– Лили, что стряслось? – строго спросил Реджинальд, меняя тон.
Девушка удивленно вскинула голову. Удивила и привела в чувство ее, скорее всего, не строгость тона, а то, что профессор Эншо помнит ее имя. Реджинальд долго смотрел в глаза Шоу, терпеливо дожидаясь, пока она успокоится, вкладывая самые малые крохи магии для этого. Наконец девушка достала из кармана платок и вытерла щеки.
– Все кончено, профессор. Я не смогу сдать экзамены. Я больше не волшебница.
– О, – Реджинальд оживился. – У вас синдром Бэнсли-Рогена? Так что вы тут делаете? Идите, порадуйте доктора Льюиса и доктора Сэлвина, внесите в их жизнь разнообразие.
– Почему… что… – Лили Шоу растерялась. – Что за синдром Бэ… нсли?
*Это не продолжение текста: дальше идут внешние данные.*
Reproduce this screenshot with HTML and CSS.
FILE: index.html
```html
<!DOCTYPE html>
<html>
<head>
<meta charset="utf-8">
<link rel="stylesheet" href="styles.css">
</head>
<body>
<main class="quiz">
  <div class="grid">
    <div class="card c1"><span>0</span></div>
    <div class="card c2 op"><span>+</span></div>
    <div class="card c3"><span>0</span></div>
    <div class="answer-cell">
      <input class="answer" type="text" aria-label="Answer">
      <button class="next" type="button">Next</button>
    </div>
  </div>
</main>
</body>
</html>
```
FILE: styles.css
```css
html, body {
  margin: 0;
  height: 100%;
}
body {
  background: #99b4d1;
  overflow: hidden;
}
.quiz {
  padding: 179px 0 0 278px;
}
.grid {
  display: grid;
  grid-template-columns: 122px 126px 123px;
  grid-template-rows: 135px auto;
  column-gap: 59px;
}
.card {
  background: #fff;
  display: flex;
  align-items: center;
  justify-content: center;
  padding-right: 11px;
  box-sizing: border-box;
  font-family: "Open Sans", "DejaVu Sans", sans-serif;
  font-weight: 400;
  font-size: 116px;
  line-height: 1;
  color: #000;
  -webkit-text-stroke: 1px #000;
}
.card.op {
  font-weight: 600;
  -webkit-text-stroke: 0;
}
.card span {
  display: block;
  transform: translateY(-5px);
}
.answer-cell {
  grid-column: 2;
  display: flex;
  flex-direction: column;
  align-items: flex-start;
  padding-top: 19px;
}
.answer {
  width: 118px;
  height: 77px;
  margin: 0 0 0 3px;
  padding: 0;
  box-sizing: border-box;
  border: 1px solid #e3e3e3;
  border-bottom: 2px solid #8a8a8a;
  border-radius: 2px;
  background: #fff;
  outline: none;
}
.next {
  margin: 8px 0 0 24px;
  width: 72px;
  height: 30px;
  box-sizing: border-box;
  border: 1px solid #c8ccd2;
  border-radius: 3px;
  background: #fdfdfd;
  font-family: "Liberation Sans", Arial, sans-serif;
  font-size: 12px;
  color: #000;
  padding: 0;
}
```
– Единственная задокументированная болезнь, из-за которой волшебник может потерять свои способности, мисс Шоу, это синдром Бэнсли-Рогена, о чем вам, несомненно, рассказывали в прошлом году. Болели им всего два человека – собственно Бэнсли и Роген, подхватившие в джунглях Тапаккануки странную лихорадку. Как выяснилось при последующих исследованиях, это произошло из-за того, что, обедая по приглашению вождя одного племени, они попробовали мозг зараженной обезьяны. Вы когда последний раз ели обезьяний мозг, мисс Шоу?
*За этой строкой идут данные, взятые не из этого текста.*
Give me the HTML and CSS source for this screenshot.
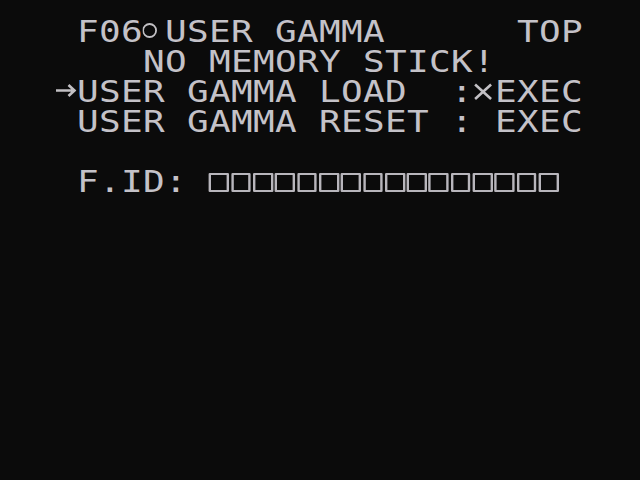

– Нет… вы не поняли, профессор, я… – Лили покраснела, став просто пунцовой. Понизив голос до шепота, она наконец выдавила: – Я больше не… ну, вы понимаете…
– Мисс Шоу, у меня тяжелые дни. Давайте обойдемся без загадок.
Пунцовая Лили Шоу сделалась ярко-алой, потом багровой, потом пурпурной – под цвет королевской мантии. Наконец, набрав в грудь побольше воздуха, она выпалила, не делая пауз между словами:
– Ябольшененевинна!
– О, – Реджинальд потер переносицу, снова сожалея об очках. Сейчас бы ему не помешала хорошая пауза, которую дает протирание стекол. – И кто же… второй виновник… торжества?
Казалось, краснеть дальше некуда, но Лили это удалось. Она опустила взгляд на свои стоптанные ботинки, усыпанные лепестками жимолости, сжала челюсть и, казалось, готова была молчать даже под пытками.
– Ладно, пойдем другим путем, – вздохнул Реджинальд. – Сколько ему лет?
– Девятнадцать, – пискнула Лили.
Уже хорошо, кивнул Реджинальд. Значит, это, скорее всего, студент, а не какой-нибудь вконец охреневший преподаватель, охранник, служитель или другой взрослый житель Абартона. Хотя, нет, это как раз еще хуже.
– Вам, Лили, насколько я помню, нет еще восемнадцати. Рыцарь знал об этом?
Бурчание девушки Реджинальд расценил как «вероятно».
– Идемте, – взяв Шоу за локоть, он помог ей перебраться через ограду.
Они прошагали по аллее шагов двадцать, когда девушка заартачилась и встала, как вкопанная.
– Куда вы меня ведете?!
– Ну, поскольку услуги доктора Льюиса тут не помогут, я вас веду к мозгоправу. Идемте, Лили, никто вас не съест.
Они прошли мимо профессорской, на которую девушка взирала с ужасом, мимо главного корпуса, свернув на Восточную аллею. Дверь музея оказалась заперта. Вздохнул, Реджинальд пару раз ударил кулаком и позвал:
– Леди Дерован, нам очень нужна ваша профессиональная помощь!
* * *
Увидев Эншо, крепко удерживающего за локоть юную, заплаканную студентку, Мэб удивилась. Предположения появились, одно хуже другого, особенно когда девушка начала вырываться. Эншо просто затолкнул ее в холл, шагнул следом и запер дверь. На язык так и просилось что-то язвительное, оскорбительное, даже грязное, но девчушка шмыгала носом, размазывала кулачком по лицу дешевую тушь, все платье у нее было в мелких листьях и лепестках жимолости, а на щеке красовалась царапина. Это смягчило сердце Мэб. Махнув рукой, она повела гостей за собой сквозь пустой холл, в котором гулко раздавались их шаги, через хранилище в свой кабинет.